• [Exercise aim]: Show all lines holding "this".

• [Data to process]:
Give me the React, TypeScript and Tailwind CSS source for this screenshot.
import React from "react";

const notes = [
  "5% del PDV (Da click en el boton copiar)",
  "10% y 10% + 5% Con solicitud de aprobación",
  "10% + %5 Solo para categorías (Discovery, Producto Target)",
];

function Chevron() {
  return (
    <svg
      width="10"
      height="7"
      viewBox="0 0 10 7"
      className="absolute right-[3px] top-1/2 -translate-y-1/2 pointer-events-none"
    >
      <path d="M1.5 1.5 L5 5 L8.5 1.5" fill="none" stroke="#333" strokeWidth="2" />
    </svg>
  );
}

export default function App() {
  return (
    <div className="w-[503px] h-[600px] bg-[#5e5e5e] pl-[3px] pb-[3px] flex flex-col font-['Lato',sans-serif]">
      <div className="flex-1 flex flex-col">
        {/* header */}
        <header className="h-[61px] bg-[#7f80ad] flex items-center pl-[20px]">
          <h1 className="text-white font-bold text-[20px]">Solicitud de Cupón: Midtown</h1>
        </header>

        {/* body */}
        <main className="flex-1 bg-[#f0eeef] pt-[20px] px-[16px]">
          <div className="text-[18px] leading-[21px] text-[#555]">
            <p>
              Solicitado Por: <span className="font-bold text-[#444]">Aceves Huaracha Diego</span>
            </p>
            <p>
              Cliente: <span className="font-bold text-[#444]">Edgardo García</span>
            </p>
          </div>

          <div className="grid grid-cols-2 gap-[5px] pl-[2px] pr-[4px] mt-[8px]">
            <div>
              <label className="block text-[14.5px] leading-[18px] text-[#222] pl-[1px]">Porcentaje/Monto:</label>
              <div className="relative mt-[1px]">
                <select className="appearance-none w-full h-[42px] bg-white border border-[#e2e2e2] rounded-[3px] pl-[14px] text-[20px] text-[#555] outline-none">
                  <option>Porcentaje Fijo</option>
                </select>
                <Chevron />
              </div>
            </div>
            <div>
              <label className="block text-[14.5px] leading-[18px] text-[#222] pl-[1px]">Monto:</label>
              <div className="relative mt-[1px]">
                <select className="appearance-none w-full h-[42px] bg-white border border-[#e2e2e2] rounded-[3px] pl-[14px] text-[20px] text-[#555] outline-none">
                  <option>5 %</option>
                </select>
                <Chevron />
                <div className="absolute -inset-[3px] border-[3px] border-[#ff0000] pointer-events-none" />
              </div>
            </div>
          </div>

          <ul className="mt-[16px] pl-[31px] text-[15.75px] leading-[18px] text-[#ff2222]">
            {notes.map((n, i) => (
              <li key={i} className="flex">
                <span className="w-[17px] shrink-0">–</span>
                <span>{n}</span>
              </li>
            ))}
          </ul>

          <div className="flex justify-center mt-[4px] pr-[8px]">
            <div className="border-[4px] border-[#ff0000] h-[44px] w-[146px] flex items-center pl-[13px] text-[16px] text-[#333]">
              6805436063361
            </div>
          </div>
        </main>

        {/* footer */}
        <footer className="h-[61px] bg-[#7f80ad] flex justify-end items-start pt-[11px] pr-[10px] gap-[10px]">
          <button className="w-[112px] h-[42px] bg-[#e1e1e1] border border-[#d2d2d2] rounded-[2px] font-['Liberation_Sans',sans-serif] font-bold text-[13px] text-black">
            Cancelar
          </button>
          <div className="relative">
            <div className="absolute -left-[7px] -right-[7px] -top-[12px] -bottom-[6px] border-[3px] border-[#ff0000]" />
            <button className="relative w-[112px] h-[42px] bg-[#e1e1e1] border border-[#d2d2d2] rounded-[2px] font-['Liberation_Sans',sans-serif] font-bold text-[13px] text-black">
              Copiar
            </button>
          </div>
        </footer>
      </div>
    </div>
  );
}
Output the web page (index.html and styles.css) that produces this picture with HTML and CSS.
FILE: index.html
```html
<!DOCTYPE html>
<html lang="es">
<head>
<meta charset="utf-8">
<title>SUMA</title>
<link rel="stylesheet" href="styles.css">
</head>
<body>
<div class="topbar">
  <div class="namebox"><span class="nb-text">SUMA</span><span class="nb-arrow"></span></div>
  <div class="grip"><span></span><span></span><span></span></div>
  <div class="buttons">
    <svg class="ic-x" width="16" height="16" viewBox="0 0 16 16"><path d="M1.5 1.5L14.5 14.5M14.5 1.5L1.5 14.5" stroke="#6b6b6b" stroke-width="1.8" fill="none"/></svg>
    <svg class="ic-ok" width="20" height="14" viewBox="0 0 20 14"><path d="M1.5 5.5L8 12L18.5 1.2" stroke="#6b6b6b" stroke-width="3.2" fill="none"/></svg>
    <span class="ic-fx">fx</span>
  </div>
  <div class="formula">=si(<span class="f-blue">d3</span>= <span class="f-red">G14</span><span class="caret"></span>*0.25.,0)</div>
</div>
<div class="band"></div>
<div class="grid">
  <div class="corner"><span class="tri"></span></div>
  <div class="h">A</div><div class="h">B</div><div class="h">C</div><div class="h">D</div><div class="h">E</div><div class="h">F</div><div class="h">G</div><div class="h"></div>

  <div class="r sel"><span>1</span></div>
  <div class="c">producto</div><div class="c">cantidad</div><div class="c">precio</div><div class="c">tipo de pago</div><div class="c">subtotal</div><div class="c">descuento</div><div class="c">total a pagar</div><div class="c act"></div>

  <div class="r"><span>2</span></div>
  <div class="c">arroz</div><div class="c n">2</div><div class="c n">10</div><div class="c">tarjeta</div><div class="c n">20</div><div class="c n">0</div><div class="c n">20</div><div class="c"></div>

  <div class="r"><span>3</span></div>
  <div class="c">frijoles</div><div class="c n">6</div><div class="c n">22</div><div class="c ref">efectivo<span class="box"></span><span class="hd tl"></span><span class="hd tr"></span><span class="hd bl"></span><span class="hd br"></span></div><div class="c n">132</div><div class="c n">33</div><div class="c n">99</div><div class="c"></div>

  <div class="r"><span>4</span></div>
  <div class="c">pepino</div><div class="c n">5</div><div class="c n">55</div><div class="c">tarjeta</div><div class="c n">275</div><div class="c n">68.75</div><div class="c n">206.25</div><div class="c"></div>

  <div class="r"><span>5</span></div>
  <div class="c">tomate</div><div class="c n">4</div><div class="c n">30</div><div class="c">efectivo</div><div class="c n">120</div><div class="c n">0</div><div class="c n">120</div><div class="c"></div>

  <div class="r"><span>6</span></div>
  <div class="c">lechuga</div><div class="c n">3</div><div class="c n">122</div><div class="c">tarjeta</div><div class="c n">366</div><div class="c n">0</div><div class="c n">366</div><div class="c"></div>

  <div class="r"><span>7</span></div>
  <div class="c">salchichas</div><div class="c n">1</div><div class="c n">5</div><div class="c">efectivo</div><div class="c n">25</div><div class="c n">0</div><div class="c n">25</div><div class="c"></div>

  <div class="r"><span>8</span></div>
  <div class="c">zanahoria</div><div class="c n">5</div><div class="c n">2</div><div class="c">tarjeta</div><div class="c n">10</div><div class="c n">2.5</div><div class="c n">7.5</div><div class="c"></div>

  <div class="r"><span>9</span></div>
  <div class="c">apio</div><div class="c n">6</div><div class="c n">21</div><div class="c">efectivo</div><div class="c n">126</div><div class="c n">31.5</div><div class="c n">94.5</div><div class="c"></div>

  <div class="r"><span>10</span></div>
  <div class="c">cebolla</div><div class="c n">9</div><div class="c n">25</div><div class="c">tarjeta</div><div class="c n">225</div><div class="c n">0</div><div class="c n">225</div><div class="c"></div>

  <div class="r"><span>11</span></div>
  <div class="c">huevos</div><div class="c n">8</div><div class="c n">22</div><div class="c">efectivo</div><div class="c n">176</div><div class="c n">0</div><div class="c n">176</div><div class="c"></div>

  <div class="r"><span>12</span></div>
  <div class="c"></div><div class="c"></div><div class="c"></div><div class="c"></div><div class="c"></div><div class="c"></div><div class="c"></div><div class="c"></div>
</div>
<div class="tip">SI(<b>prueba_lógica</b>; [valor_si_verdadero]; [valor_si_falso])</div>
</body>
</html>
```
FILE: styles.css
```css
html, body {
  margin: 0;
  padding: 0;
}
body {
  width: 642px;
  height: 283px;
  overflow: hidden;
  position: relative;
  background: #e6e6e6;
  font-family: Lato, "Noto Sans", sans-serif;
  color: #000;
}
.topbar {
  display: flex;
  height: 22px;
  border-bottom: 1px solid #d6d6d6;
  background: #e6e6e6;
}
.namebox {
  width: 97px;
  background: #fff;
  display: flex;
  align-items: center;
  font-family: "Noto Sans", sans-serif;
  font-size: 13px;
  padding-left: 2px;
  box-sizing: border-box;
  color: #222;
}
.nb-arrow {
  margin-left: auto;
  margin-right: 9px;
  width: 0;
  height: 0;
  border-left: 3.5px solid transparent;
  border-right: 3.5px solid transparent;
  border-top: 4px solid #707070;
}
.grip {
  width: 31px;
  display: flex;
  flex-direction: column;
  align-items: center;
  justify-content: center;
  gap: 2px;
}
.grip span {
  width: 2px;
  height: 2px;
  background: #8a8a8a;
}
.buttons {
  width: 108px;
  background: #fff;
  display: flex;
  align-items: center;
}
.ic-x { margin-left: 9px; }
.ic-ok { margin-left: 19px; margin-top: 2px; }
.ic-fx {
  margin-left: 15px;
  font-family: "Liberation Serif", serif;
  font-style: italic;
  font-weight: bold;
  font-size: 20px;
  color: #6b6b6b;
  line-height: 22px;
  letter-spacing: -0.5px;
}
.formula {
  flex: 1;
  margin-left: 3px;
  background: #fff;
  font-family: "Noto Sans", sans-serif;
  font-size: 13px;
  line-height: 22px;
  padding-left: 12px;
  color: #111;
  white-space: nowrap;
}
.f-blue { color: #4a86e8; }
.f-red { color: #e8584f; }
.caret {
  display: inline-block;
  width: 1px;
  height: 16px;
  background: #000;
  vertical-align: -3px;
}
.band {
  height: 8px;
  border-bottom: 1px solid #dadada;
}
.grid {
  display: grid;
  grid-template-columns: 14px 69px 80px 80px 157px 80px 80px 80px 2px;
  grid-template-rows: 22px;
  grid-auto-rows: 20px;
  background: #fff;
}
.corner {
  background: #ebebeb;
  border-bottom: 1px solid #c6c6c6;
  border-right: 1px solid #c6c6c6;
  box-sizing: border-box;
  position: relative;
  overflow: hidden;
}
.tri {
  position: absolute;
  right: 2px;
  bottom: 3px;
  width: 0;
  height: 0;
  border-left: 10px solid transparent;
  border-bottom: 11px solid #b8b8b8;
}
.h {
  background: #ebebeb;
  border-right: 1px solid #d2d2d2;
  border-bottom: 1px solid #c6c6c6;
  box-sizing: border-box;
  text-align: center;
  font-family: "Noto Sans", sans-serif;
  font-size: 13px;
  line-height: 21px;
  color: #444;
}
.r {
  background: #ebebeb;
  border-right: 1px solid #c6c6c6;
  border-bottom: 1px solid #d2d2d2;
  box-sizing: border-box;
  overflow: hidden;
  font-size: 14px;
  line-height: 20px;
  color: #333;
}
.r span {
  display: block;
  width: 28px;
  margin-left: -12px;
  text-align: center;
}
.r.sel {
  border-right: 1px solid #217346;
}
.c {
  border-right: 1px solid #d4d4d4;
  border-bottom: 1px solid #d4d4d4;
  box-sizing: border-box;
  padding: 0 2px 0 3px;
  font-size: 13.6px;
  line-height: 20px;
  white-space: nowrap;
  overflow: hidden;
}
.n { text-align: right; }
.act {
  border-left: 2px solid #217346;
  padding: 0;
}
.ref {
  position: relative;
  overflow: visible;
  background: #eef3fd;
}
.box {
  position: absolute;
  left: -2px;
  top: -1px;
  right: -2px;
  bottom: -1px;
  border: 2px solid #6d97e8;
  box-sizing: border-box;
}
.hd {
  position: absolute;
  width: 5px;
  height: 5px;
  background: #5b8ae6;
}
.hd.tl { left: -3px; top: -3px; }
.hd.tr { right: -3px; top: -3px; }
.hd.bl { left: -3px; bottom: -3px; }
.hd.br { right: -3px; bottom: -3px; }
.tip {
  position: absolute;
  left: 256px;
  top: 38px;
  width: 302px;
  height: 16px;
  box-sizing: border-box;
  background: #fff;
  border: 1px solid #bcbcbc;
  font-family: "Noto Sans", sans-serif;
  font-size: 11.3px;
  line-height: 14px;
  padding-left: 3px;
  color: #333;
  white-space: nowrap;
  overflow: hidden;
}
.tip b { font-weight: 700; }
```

• [Correct response]:
Give me the React, TypeScript and Tailwind CSS source for this screenshot.
Output the web page (index.html and styles.css) that produces this picture with HTML and CSS.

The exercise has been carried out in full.